Padahal, menurut Senjaya (2024) dalam artikel ilmiah berjudul "Cyber Crime And Criminal Law In The Era Of Artificial Intelligence", penyalahgunaan AI dalam kejahatan dunia maya sudah menimbulkan tantangan serius bagi penegakan hukum. AI digunakan oleh penjahat untuk melakukan serangan yang lebih canggih, seperti penipuan online, pencurian identitas, dan penyebaran informasi palsu. Teknologi ini memungkinkan pelaku menyembunyikan jejak mereka dan mengotomatiskan serangan dengan tingkat efisiensi yang tinggi.
“Akibatnya, sistem hukum yang ada perlu beradaptasi untuk menghadapi ancaman ini secara efektif. Salah satu tantangan utama dalam penegakan hukum adalah kurangnya peraturan yang secara khusus mengatur penggunaan AI dalam konteks kejahatan dunia maya,” tulis Senjaya.
Sementara itu, mengacu laporan global bertajuk Tren Kejahatan Siber 2025 oleh SoSafe, serangan berbasis AI turut menyasar organisasi bisnis global dengan niatan menggenjot eskalasi fraud atau penipuan, membuatnya lebih meyakinkan, terukur, dan sulit dideteksi. Didapati, sebanyak 87 persen organisasi global menghadapi serangan siber bertenaga AI pada tahun lalu.

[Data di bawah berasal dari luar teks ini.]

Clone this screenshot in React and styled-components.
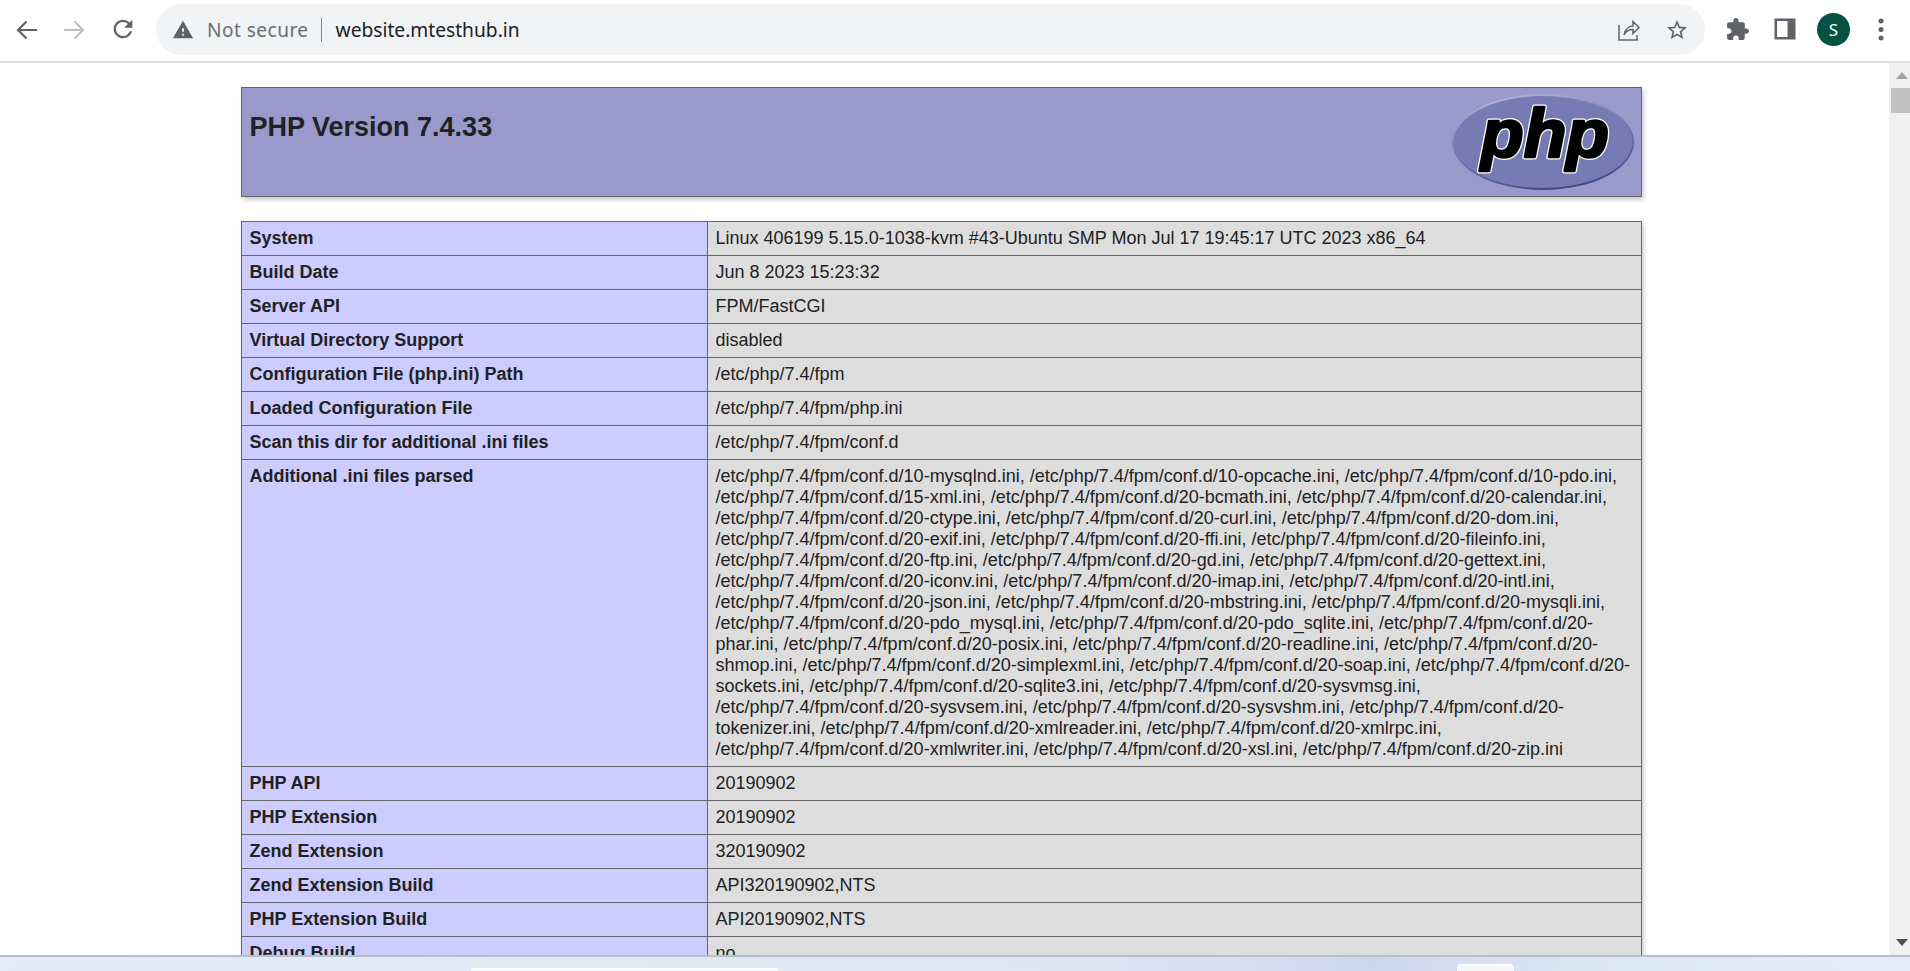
import React from 'react';
import styled, { createGlobalStyle } from 'styled-components';

const Global = createGlobalStyle`
  html, body { margin: 0; padding: 0; height: 100%; overflow: hidden; background: #fff; }
  #root { height: 100%; }
`;

const Window = styled.div`
  width: 1910px;
  height: 971px;
  display: flex;
  flex-direction: column;
  overflow: hidden;
  font-family: "Liberation Sans", Arial, sans-serif;
`;

const Toolbar = styled.header`
  flex: 0 0 63px;
  box-sizing: border-box;
  height: 63px;
  display: flex;
  align-items: flex-start;
  padding: 4px 0 0 12px;
  background: #fff;
  border-bottom: 2px solid #dedfe1;
`;

const NavButton = styled.div`
  width: 28px;
  height: 28px;
  margin: 11px ${p => p.$gap ?? 20}px 0 0;
  display: flex;
  align-items: center;
  justify-content: center;
  color: ${p => (p.$disabled ? '#bdc1c6' : '#5f6368')};
  flex: none;
`;

const Omnibox = styled.div`
  width: 1549px;
  height: 51px;
  margin-left: -8px;
  border-radius: 26px;
  background: #f1f3f4;
  display: flex;
  align-items: center;
  padding: 0 0 0 16px;
  box-sizing: border-box;
  flex: none;
  color: #5f6368;
`;

const SecurityText = styled.span`
  font-family: "Noto Sans", "Open Sans", sans-serif;
  font-size: 19.1px;
  letter-spacing: 0.45px;
  color: #6a6e73;
  margin-left: 13px;
`;

const Divider = styled.span`
  width: 1px;
  height: 24px;
  background: #80868b;
  margin: 0 14px 0 12px;
`;

const Url = styled.span`
  font-family: "Noto Sans", "Open Sans", sans-serif;
  font-size: 19.2px;
  color: #202124;
  flex: 1;
`;

const OmniAction = styled.div`
  width: 24px;
  height: 24px;
  margin-right: ${p => p.$gap}px;
  display: flex;
  align-items: center;
  justify-content: center;
  color: #5f6368;
`;

const ToolIcon = styled.div`
  width: 28px;
  height: 28px;
  margin: 11px ${p => p.$gap}px 0 0;
  margin-left: ${p => p.$left ?? 0}px;
  display: flex;
  align-items: center;
  justify-content: center;
  color: #5f6368;
  flex: none;
`;

const Avatar = styled.div`
  width: 33px;
  height: 33px;
  margin: 9px 0 0 18px;
  flex: none;
  border-radius: 50%;
  background: #04523f;
  color: #fff;
  font-family: "Noto Sans", sans-serif;
  font-size: 17px;
  display: flex;
  align-items: center;
  justify-content: center;
`;

const Viewport = styled.div`
  flex: 1;
  min-height: 0;
  display: flex;
`;

const PageArea = styled.main`
  flex: 1;
  min-width: 0;
  overflow: hidden;
  padding: 24px 0 0 241px;
  box-sizing: border-box;
  background: #fff;
  color: #222;
`;

const Banner = styled.section`
  width: 1401px;
  height: 110px;
  box-sizing: border-box;
  border: 1px solid #666;
  background: #99c;
  box-shadow: 1.5px 3px 4.5px #ccc;
  display: flex;
  justify-content: space-between;
  align-items: flex-start;
  padding: 0 1px 0 7.5px;
  margin-bottom: 24px;
`;

const Title = styled.h1`
  margin: 24px 0 0;
  font-size: 27px;
  line-height: 31px;
  font-weight: bold;
  color: #222;
`;

const Logo = styled.svg`
  display: block;
  margin-top: 4px;
  flex: none;
`;

const InfoTable = styled.table`
  width: 1401px;
  table-layout: fixed;
  border-collapse: collapse;
  box-shadow: 1.5px 3px 4.5px #ccc;
  font-size: 18px;
  line-height: 21px;
  color: #222;
`;

const Cell = styled.td`
  border: 1px solid #666;
  padding: 6px 7.5px;
  vertical-align: baseline;
  word-break: break-word;
`;

const KeyCell = styled(Cell)`
  width: 466px;
  box-sizing: border-box;
  background: #ccf;
  font-weight: bold;
`;

const ValueCell = styled(Cell)`
  background: #ddd;
`;

const Scrollbar = styled.aside`
  flex: 0 0 21px;
  background: #f1f1f1;
  display: flex;
  flex-direction: column;
  align-items: flex-end;
  padding-top: 9px;
  box-sizing: border-box;
`;

const ScrollUp = styled.div`
  width: 0;
  height: 0;
  border-left: 6px solid transparent;
  border-right: 6px solid transparent;
  border-bottom: 7px solid #a3a3a3;
  margin-right: 2px;
`;

const ScrollThumb = styled.div`
  width: 19px;
  height: 25px;
  margin-top: 9px;
  background: #c1c1c1;
`;

const ScrollDown = styled.div`
  width: 0;
  height: 0;
  margin-top: auto;
  margin-bottom: 9px;
  margin-right: 2px;
  border-left: 6px solid transparent;
  border-right: 6px solid transparent;
  border-top: 7px solid #505050;
`;

const Taskbar = styled.footer`
  flex: 0 0 16px;
  height: 16px;
  box-sizing: border-box;
  border-top: 2px solid #b8bdc8;
  background: linear-gradient(90deg, #e2ecf6 0%, #dfeaf5 35%, #dde8f4 55%, #ced8ec 72%, #dde9f4 85%, #e2edf7 100%);
  display: flex;
  align-items: flex-end;
`;

const TaskTab = styled.div`
  width: ${p => p.$w}px;
  height: ${p => p.$h}px;
  margin-left: ${p => p.$left}px;
  background: #f4f7fb;
  border: 1px solid #fff;
  border-bottom: 0;
  box-sizing: border-box;
  border-radius: 4px 4px 0 0;
`;

const I = ({ d, size = 28, vb = 24 }) => (
  <svg width={size} height={size} viewBox={`0 0 ${vb} ${vb}`} fill="currentColor"><path d={d} /></svg>
);

const rows = [
  ['System', 'Linux 406199 5.15.0-1038-kvm #43-Ubuntu SMP Mon Jul 17 19:45:17 UTC 2023 x86_64'],
  ['Build Date', 'Jun 8 2023 15:23:32'],
  ['Server API', 'FPM/FastCGI'],
  ['Virtual Directory Support', 'disabled'],
  ['Configuration File (php.ini) Path', '/etc/php/7.4/fpm'],
  ['Loaded Configuration File', '/etc/php/7.4/fpm/php.ini'],
  ['Scan this dir for additional .ini files', '/etc/php/7.4/fpm/conf.d'],
  ['Additional .ini files parsed', '/etc/php/7.4/fpm/conf.d/10-mysqlnd.ini, /etc/php/7.4/fpm/conf.d/10-opcache.ini, /etc/php/7.4/fpm/conf.d/10-pdo.ini, /etc/php/7.4/fpm/conf.d/15-xml.ini, /etc/php/7.4/fpm/conf.d/20-bcmath.ini, /etc/php/7.4/fpm/conf.d/20-calendar.ini, /etc/php/7.4/fpm/conf.d/20-ctype.ini, /etc/php/7.4/fpm/conf.d/20-curl.ini, /etc/php/7.4/fpm/conf.d/20-dom.ini, /etc/php/7.4/fpm/conf.d/20-exif.ini, /etc/php/7.4/fpm/conf.d/20-ffi.ini, /etc/php/7.4/fpm/conf.d/20-fileinfo.ini, /etc/php/7.4/fpm/conf.d/20-ftp.ini, /etc/php/7.4/fpm/conf.d/20-gd.ini, /etc/php/7.4/fpm/conf.d/20-gettext.ini, /etc/php/7.4/fpm/conf.d/20-iconv.ini, /etc/php/7.4/fpm/conf.d/20-imap.ini, /etc/php/7.4/fpm/conf.d/20-intl.ini, /etc/php/7.4/fpm/conf.d/20-json.ini, /etc/php/7.4/fpm/conf.d/20-mbstring.ini, /etc/php/7.4/fpm/conf.d/20-mysqli.ini, /etc/php/7.4/fpm/conf.d/20-pdo_mysql.ini, /etc/php/7.4/fpm/conf.d/20-pdo_sqlite.ini, /etc/php/7.4/fpm/conf.d/20-phar.ini, /etc/php/7.4/fpm/conf.d/20-posix.ini, /etc/php/7.4/fpm/conf.d/20-readline.ini, /etc/php/7.4/fpm/conf.d/20-shmop.ini, /etc/php/7.4/fpm/conf.d/20-simplexml.ini, /etc/php/7.4/fpm/conf.d/20-soap.ini, /etc/php/7.4/fpm/conf.d/20-sockets.ini, /etc/php/7.4/fpm/conf.d/20-sqlite3.ini, /etc/php/7.4/fpm/conf.d/20-sysvmsg.ini, /etc/php/7.4/fpm/conf.d/20-sysvsem.ini, /etc/php/7.4/fpm/conf.d/20-sysvshm.ini, /etc/php/7.4/fpm/conf.d/20-tokenizer.ini, /etc/php/7.4/fpm/conf.d/20-xmlreader.ini, /etc/php/7.4/fpm/conf.d/20-xmlrpc.ini, /etc/php/7.4/fpm/conf.d/20-xmlwriter.ini, /etc/php/7.4/fpm/conf.d/20-xsl.ini, /etc/php/7.4/fpm/conf.d/20-zip.ini'],
  ['PHP API', '20190902'],
  ['PHP Extension', '20190902'],
  ['Zend Extension', '320190902'],
  ['Zend Extension Build', 'API320190902,NTS'],
  ['PHP Extension Build', 'API20190902,NTS'],
  ['Debug Build', 'no'],
];

const PhpLogo = () => (
  <Logo width="195" height="100" viewBox="0 0 195 100" role="img" aria-label="PHP logo">
    <defs>
      <linearGradient id="rim" x1="0.25" y1="0" x2="0.65" y2="1">
        <stop offset="0" stopColor="#b4b7d8" />
        <stop offset="0.45" stopColor="#777bb4" />
        <stop offset="1" stopColor="#3f4488" />
      </linearGradient>
    </defs>
    <ellipse cx="98" cy="50" rx="91" ry="48" fill="url(#rim)" />
    <ellipse cx="98" cy="50" rx="89.5" ry="46" fill="#777bb4" />
    <g fontFamily="'Liberation Sans', Arial, sans-serif" fontWeight="bold" fontStyle="italic" fontSize="68" textAnchor="middle">
      <text x="100" y="65" stroke="#fff" strokeWidth="5" strokeLinejoin="round" fill="#fff" textLength="128" lengthAdjust="spacingAndGlyphs">php</text>
      <text x="100" y="65" stroke="#000" strokeWidth="2.6" strokeLinejoin="round" fill="#000" textLength="128" lengthAdjust="spacingAndGlyphs">php</text>
    </g>
  </Logo>
);

export default function App() {
  return (
    <>
      <Global />
      <Window>
        <Toolbar>
          <NavButton>
            <svg width="28" height="28" viewBox="0 0 28 28" fill="none" stroke="currentColor" strokeWidth="2.2">
              <path d="M25 15H6M14.5 6.5L6 15l8.5 8.5" />
            </svg>
          </NavButton>
          <NavButton $disabled $gap={21}>
            <svg width="28" height="28" viewBox="0 0 28 28" fill="none" stroke="currentColor" strokeWidth="2.2">
              <path d="M4 15h19M14.5 6.5L23 15l-8.5 8.5" />
            </svg>
          </NavButton>
          <NavButton $gap={27}><I size={30} d="M17.65 6.35A7.958 7.958 0 0 0 12 4c-4.42 0-7.99 3.58-7.99 8s3.57 8 7.99 8c3.73 0 6.84-2.55 7.73-6h-2.08A5.99 5.99 0 0 1 12 18c-3.31 0-6-2.69-6-6s2.69-6 6-6c1.66 0 3.14.69 4.22 1.78L13 11h7V4l-2.35 2.35z" /></NavButton>
          <Omnibox>
            <I size={22} d="M1 21h22L12 2 1 21zm12-3h-2v-2h2v2zm0-4h-2v-4h2v4z" />
            <SecurityText>Not secure</SecurityText>
            <Divider />
            <Url>website.mtesthub.in</Url>
            <OmniAction $gap={24}>
              <svg width="24" height="24" viewBox="0 0 24 24" fill="none" stroke="currentColor" strokeWidth="1.5">
                <path d="M2 7v15h18v-5M7 17c1-6 5-9 9-9V3.5l6 6-6 6v-4c-4 0-7 1-9 5.5z" />
              </svg>
            </OmniAction>
            <OmniAction $gap={16}><I size={28} d="M22 9.24l-7.19-.62L12 2 9.19 8.63 2 9.24l5.46 4.73L5.82 21 12 17.27 18.18 21l-1.63-7.03L22 9.24zM12 15.4l-3.76 2.27 1-4.28-3.32-2.88 4.38-.38L12 6.1l1.71 4.04 4.38.38-3.32 2.88 1 4.28L12 15.4z" /></OmniAction>
          </Omnibox>
          <ToolIcon $left={18} $gap={20}><I size={25} d="M20.5 11H19V7c0-1.1-.9-2-2-2h-4V3.5C13 2.12 11.88 1 10.5 1S8 2.12 8 3.5V5H4c-1.1 0-1.99.9-1.99 2v3.8H3.5c1.49 0 2.7 1.21 2.7 2.7s-1.21 2.7-2.7 2.7H2V20c0 1.1.9 2 2 2h3.8v-1.5c0-1.49 1.21-2.7 2.7-2.7 1.49 0 2.7 1.21 2.7 2.7V22H17c1.1 0 2-.9 2-2v-4h1.5c1.38 0 2.5-1.12 2.5-2.5S21.88 11 20.5 11z" /></ToolIcon>
          <ToolIcon $gap={0}>
            <svg width="28" height="28" viewBox="0 0 28 28" fill="currentColor">
              <path d="M3.5 3.5h21v21h-21zM6 6v16h10.5V6z" fillRule="evenodd" />
            </svg>
          </ToolIcon>
          <Avatar>S</Avatar>
          <ToolIcon $left={17} $gap={0}>
            <svg width="28" height="28" viewBox="0 0 28 28" fill="currentColor">
              <circle cx="14" cy="6" r="2.5" /><circle cx="14" cy="14.5" r="2.5" /><circle cx="14" cy="23" r="2.5" />
            </svg>
          </ToolIcon>
        </Toolbar>
        <Viewport>
          <PageArea>
            <Banner>
              <Title>PHP Version 7.4.33</Title>
              <PhpLogo />
            </Banner>
            <InfoTable>
              <tbody>
                {rows.map(([k, v]) => (
                  <tr key={k}>
                    <KeyCell>{k}</KeyCell>
                    <ValueCell>{v}</ValueCell>
                  </tr>
                ))}
              </tbody>
            </InfoTable>
          </PageArea>
          <Scrollbar>
            <ScrollUp />
            <ScrollThumb />
            <ScrollDown />
          </Scrollbar>
        </Viewport>
        <Taskbar>
          <TaskTab $left={471} $w={307} $h={3} />
          <TaskTab $left={679} $w={57} $h={7} />
        </Taskbar>
      </Window>
    </>
  );
}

Selain itu, serangan berbasis AI juga tak lagi hanya mengandalkan phishing. Para pelaku kriminal menggunakan perpaduan antara panggilan suara palsu, pesan video yang dibuat AI, dan taktik rekayasa sosial lewat berbagai platform komunikasi.
Laporan tersebut juga menemukan 95 persen profesional keamanan siber mengamati adanya peningkatan serangan berbasis AI multisaluran selama dua tahun terakhir ini. Masalahnya, 55 persen dari organisasi bisnis yang disurvei SoSafe belum sepenuhnya menerapkan kontrol untuk memitigasi risiko yang terkait penggunaan AI.
Dengan maraknya ancaman kejahatan berbasis AI di dalam negeri dan aras global, sudah seharusnya Indonesia tidak menjadi penonton yang terlambat bertindak. Masa depan AI di Indonesia harus dibangun dengan kesadaran akan potensi bahayanya. Jika terlewat, hanya menghitung waktu sampai tindak kejahatan di Indonesia akan jauh lebih canggih melampaui regulasi hukum yang sudah ketinggalan zaman.